__PROBLEM TO WORK ON__: In the entries below, find every line with "screenshot" and copy it.

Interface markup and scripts
━━━━━━━━━━━━━━━━
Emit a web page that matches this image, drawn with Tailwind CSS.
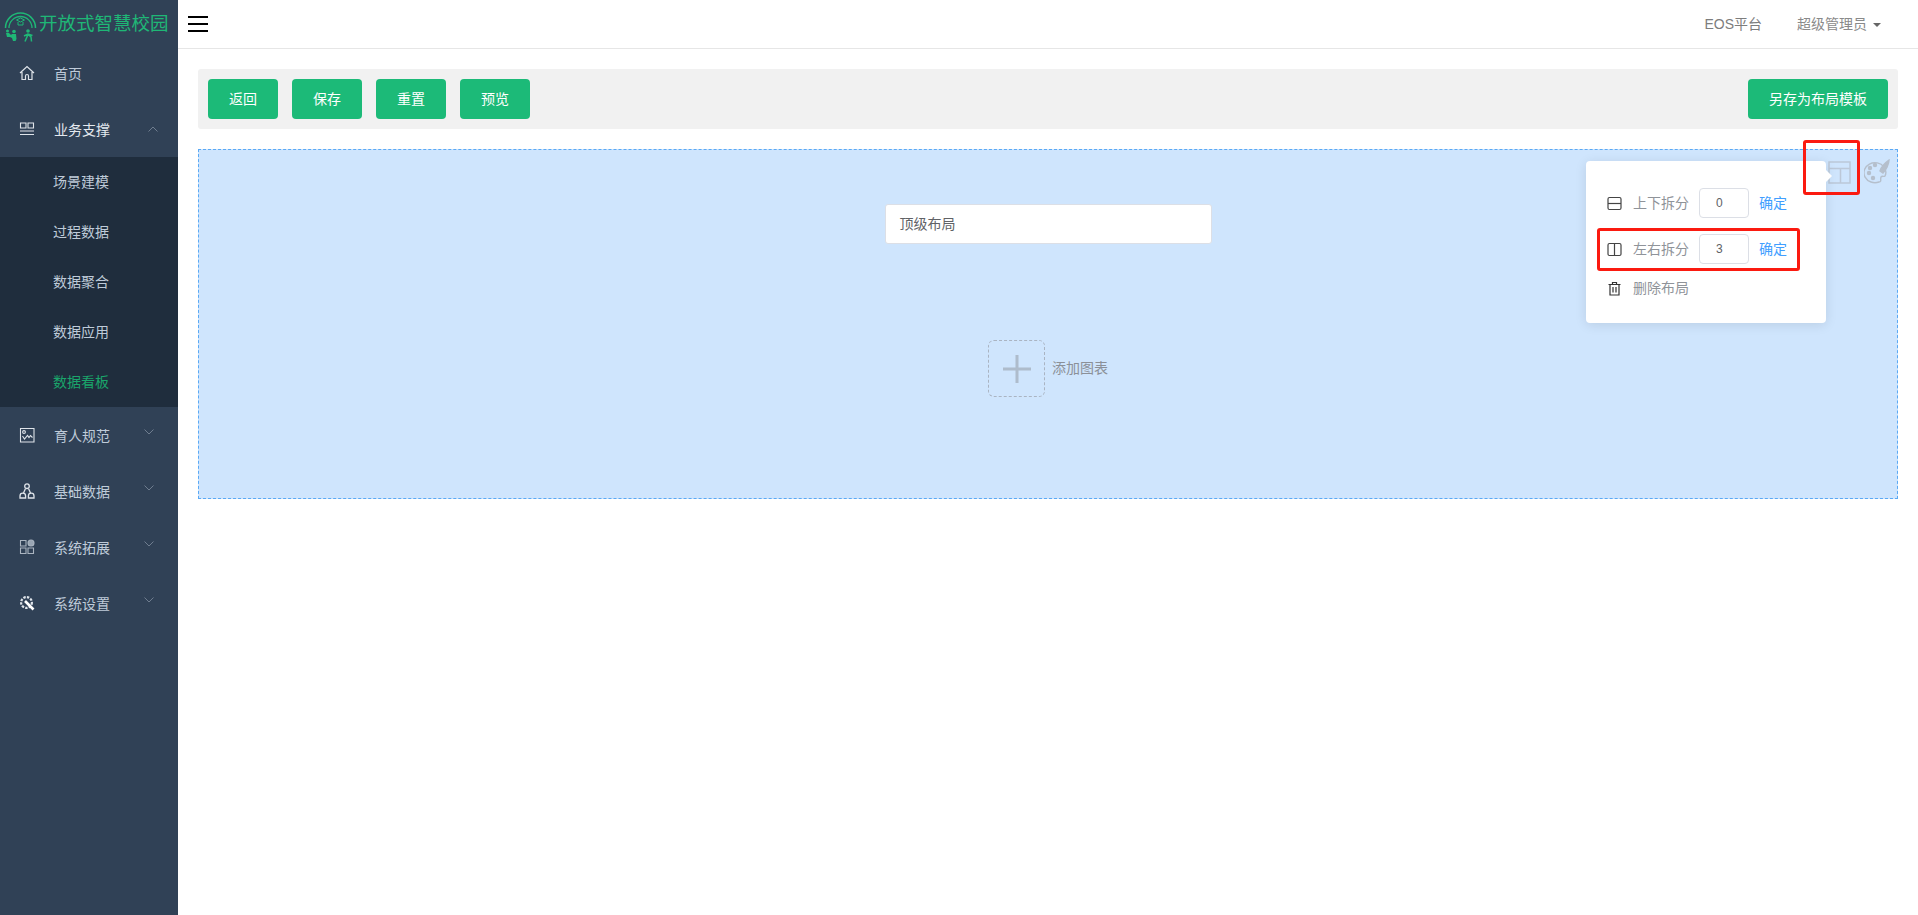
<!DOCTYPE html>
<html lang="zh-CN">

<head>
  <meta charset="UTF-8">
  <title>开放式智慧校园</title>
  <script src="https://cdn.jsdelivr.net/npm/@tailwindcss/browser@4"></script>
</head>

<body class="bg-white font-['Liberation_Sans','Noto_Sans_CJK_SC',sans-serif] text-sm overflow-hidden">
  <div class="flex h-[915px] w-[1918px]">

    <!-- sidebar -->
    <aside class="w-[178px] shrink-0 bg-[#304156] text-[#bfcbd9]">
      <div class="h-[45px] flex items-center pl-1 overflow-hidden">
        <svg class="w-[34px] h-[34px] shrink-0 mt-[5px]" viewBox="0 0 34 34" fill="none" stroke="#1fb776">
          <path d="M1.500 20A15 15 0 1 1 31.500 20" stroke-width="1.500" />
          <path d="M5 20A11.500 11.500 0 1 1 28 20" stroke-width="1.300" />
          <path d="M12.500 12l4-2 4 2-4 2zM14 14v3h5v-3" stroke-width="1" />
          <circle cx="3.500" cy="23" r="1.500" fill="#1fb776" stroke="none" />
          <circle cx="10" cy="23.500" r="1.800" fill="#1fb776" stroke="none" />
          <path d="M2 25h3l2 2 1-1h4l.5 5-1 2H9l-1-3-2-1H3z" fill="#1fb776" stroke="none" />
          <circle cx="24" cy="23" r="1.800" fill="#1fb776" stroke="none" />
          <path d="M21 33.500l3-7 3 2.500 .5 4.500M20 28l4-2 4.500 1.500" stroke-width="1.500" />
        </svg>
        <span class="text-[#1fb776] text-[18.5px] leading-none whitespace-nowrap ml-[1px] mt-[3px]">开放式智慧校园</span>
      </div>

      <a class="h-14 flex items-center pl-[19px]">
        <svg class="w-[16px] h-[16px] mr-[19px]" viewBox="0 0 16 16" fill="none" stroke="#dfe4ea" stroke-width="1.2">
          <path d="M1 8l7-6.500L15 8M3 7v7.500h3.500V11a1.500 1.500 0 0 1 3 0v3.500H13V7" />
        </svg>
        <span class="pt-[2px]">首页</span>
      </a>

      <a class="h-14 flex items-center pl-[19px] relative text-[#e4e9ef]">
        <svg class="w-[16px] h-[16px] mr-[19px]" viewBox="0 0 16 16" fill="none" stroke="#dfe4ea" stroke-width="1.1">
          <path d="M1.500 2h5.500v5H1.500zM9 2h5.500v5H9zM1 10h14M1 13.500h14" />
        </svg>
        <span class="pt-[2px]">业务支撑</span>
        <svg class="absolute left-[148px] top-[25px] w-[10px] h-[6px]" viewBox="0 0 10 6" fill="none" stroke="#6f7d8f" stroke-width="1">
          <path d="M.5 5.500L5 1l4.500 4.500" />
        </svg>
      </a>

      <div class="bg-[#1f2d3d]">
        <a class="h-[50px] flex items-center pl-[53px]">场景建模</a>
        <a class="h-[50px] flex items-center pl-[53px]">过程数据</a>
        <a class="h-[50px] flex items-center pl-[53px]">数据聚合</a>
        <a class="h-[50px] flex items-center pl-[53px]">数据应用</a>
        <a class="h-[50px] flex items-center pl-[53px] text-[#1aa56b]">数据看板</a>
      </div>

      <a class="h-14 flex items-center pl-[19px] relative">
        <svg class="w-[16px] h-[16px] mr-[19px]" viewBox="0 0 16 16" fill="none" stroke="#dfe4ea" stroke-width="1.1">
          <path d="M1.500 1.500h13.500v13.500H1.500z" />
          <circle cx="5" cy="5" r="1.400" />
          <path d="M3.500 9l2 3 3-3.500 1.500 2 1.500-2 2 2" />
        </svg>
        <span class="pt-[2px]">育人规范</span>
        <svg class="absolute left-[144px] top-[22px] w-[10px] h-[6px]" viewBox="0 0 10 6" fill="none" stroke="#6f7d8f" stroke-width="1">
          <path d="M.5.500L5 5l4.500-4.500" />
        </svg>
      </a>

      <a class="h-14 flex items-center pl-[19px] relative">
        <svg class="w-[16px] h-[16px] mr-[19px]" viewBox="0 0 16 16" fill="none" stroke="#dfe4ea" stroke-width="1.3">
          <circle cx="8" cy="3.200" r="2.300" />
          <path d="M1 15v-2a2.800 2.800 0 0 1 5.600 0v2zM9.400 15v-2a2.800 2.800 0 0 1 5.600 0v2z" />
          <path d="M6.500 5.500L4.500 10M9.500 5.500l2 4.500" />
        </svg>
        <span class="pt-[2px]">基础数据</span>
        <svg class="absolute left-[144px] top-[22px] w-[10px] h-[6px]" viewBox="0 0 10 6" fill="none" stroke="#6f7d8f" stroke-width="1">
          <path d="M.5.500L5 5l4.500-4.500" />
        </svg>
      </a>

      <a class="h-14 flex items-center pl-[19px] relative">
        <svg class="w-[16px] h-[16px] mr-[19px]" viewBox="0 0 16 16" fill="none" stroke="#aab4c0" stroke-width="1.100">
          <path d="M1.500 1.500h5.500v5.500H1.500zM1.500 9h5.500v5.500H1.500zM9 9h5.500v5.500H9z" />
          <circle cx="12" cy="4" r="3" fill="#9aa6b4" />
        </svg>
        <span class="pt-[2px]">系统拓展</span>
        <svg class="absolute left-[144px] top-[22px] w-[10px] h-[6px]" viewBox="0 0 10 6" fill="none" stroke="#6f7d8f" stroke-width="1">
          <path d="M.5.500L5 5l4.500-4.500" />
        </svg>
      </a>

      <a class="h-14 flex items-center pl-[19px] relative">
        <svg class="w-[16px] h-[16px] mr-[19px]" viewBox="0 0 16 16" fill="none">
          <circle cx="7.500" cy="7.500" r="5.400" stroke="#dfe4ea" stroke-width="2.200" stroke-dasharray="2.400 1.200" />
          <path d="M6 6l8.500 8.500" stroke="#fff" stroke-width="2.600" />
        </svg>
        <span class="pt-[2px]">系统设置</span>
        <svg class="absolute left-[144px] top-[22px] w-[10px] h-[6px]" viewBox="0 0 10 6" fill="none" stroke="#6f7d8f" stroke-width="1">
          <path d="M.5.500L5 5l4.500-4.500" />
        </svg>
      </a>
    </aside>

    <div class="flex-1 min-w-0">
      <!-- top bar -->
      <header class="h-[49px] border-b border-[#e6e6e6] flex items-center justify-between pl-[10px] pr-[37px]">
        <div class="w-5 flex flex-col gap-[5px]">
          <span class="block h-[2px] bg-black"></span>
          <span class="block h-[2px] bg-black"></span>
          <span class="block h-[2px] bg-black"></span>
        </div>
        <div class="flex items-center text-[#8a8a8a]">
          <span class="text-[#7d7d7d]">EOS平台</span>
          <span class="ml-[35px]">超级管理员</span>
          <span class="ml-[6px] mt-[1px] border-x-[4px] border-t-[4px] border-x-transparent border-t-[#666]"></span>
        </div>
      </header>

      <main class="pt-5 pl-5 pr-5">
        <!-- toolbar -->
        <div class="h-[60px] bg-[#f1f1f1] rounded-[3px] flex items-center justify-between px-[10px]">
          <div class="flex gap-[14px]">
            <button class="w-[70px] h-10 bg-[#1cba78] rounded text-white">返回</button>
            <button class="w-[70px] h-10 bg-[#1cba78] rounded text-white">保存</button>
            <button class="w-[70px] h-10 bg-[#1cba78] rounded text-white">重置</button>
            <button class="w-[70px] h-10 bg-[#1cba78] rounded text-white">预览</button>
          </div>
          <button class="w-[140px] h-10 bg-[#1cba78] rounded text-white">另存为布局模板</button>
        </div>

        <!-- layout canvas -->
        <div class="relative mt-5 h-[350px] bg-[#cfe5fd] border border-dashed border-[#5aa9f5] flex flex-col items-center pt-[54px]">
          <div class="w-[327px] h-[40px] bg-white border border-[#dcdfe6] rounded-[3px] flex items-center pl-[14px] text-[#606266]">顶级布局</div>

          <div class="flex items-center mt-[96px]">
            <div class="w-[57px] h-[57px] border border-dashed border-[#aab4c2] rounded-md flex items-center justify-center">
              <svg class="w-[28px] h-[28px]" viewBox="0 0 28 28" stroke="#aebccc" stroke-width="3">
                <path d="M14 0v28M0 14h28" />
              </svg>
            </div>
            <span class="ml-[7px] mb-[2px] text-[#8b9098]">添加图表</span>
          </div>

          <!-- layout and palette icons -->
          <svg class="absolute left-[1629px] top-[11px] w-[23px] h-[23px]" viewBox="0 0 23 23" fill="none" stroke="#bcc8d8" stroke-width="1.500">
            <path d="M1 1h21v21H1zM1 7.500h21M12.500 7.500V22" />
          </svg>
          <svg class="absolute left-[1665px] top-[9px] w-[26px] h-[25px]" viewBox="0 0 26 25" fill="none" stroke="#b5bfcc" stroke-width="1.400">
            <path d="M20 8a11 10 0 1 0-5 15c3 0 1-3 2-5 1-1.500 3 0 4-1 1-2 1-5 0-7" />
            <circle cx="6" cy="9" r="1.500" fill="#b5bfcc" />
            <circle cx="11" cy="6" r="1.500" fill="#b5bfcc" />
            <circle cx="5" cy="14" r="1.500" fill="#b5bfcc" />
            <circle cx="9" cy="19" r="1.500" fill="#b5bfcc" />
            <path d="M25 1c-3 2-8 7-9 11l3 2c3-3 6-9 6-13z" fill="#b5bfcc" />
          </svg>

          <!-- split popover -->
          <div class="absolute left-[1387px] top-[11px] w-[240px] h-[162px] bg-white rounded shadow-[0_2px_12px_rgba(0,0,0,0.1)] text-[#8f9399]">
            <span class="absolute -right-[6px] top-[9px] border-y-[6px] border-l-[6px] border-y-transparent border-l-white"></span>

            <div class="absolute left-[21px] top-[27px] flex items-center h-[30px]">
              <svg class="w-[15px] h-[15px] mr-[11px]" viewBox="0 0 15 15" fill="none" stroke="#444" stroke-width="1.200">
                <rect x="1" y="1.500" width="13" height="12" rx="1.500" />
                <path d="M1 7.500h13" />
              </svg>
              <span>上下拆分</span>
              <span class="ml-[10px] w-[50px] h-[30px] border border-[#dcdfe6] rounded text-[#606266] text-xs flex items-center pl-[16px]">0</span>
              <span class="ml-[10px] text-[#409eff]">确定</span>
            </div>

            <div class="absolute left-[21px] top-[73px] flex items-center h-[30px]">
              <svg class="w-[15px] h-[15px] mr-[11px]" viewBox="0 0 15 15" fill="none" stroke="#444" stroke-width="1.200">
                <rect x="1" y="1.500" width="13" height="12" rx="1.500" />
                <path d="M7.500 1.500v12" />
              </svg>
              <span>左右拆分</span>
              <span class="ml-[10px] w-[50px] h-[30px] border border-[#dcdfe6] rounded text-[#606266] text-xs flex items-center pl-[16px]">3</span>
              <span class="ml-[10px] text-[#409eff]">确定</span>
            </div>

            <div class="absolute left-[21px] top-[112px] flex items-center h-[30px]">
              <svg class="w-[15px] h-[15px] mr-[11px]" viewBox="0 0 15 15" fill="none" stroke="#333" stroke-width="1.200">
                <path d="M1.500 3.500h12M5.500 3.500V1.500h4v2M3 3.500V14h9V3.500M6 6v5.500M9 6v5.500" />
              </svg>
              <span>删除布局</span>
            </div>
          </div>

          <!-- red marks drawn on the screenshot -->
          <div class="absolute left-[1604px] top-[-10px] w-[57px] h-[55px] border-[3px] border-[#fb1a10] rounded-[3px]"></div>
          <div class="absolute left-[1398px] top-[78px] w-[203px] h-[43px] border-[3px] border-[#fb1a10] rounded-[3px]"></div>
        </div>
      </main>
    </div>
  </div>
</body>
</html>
━━━━━━━━━━━━━━━━
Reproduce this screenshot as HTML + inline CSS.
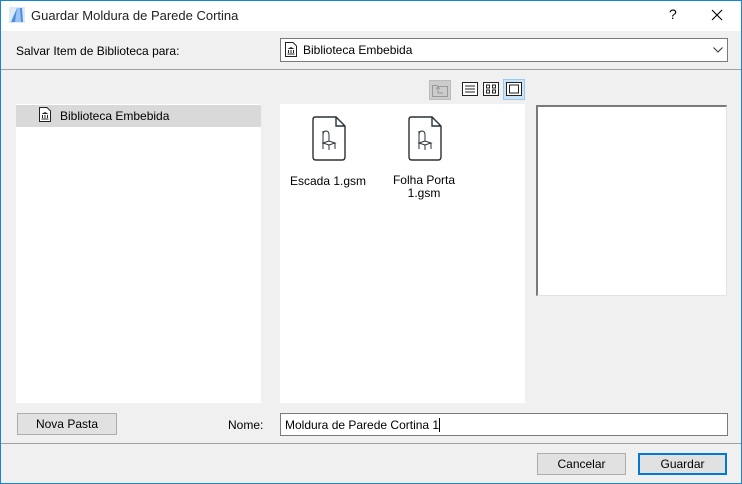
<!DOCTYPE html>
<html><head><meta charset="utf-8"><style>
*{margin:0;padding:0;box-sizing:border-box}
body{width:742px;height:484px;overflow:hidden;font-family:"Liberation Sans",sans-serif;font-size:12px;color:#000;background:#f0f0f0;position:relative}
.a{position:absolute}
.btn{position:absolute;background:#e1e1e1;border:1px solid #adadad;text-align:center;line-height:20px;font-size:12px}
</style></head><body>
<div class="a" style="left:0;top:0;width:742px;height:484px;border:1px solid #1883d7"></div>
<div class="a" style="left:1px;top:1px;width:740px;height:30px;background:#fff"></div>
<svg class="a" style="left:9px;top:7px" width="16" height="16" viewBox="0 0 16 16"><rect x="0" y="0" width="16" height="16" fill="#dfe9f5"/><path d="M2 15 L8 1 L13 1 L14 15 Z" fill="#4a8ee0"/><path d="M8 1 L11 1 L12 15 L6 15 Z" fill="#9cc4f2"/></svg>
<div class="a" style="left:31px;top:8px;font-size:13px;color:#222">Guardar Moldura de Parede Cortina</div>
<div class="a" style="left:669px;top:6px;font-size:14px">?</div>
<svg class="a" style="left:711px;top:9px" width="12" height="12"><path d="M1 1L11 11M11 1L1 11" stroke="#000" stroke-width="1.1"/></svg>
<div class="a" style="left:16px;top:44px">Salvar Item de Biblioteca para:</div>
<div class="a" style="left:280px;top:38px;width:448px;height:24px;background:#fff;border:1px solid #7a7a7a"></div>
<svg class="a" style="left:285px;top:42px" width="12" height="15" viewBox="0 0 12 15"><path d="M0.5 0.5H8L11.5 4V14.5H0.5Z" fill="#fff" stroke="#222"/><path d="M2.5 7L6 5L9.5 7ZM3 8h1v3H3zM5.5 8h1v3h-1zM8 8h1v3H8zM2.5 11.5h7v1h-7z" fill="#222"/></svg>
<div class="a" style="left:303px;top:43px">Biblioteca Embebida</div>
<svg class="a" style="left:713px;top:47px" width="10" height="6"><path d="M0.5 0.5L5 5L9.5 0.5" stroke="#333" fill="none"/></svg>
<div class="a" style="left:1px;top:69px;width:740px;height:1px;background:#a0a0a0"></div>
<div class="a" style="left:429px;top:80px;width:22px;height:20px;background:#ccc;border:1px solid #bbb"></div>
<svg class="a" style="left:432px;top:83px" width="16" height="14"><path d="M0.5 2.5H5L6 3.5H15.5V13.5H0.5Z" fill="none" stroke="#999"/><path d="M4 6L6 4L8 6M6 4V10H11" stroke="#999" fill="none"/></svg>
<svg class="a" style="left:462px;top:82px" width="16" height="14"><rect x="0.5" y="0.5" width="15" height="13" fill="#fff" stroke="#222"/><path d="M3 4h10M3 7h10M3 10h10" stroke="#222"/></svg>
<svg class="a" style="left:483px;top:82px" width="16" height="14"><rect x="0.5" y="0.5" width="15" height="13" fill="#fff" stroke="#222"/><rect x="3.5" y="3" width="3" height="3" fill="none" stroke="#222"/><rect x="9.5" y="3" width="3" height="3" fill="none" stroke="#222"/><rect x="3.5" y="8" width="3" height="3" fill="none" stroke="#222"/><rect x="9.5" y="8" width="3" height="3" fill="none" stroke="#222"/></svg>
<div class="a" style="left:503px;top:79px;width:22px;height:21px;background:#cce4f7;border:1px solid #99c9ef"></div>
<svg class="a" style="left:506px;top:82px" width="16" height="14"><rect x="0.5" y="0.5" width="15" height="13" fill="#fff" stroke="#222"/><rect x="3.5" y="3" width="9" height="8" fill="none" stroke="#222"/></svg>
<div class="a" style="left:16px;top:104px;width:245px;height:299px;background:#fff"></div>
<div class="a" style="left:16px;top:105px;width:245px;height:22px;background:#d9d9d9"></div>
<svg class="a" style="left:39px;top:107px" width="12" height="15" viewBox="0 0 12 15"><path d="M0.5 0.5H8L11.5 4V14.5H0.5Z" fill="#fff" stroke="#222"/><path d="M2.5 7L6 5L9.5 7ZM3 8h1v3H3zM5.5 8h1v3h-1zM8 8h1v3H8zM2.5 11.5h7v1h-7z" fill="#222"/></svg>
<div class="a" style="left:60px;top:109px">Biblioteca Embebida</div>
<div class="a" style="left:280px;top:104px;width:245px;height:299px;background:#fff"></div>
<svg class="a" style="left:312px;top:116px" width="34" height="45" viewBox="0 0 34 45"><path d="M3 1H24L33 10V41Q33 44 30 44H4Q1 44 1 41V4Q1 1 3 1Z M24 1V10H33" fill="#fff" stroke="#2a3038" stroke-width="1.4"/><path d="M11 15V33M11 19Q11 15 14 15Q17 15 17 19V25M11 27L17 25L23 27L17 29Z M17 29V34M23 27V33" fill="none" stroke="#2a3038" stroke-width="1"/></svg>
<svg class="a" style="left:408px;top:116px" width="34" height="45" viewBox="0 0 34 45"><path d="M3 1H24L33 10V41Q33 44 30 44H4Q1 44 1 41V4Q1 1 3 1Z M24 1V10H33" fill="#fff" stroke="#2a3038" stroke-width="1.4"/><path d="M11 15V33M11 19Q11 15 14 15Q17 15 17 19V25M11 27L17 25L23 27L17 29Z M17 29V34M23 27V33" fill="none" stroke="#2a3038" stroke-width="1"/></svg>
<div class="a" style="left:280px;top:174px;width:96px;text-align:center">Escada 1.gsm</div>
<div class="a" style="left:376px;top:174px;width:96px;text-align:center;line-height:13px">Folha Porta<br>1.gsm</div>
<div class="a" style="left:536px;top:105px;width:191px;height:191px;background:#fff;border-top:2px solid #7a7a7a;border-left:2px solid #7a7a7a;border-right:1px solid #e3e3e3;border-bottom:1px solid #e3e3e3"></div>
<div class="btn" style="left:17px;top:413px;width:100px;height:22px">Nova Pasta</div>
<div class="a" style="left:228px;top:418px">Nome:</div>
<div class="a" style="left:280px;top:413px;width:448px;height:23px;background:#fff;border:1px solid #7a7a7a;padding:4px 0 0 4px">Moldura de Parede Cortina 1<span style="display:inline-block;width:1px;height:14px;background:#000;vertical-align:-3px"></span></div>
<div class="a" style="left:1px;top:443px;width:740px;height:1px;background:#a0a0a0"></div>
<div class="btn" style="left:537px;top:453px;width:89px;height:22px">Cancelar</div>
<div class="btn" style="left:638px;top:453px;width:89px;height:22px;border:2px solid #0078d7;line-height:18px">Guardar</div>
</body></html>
━━━━━━━━━━━━━━━━
__SOLUTION TO THIS TASK__:
          <!-- red marks drawn on the screenshot -->
Reproduce this screenshot as HTML + inline CSS.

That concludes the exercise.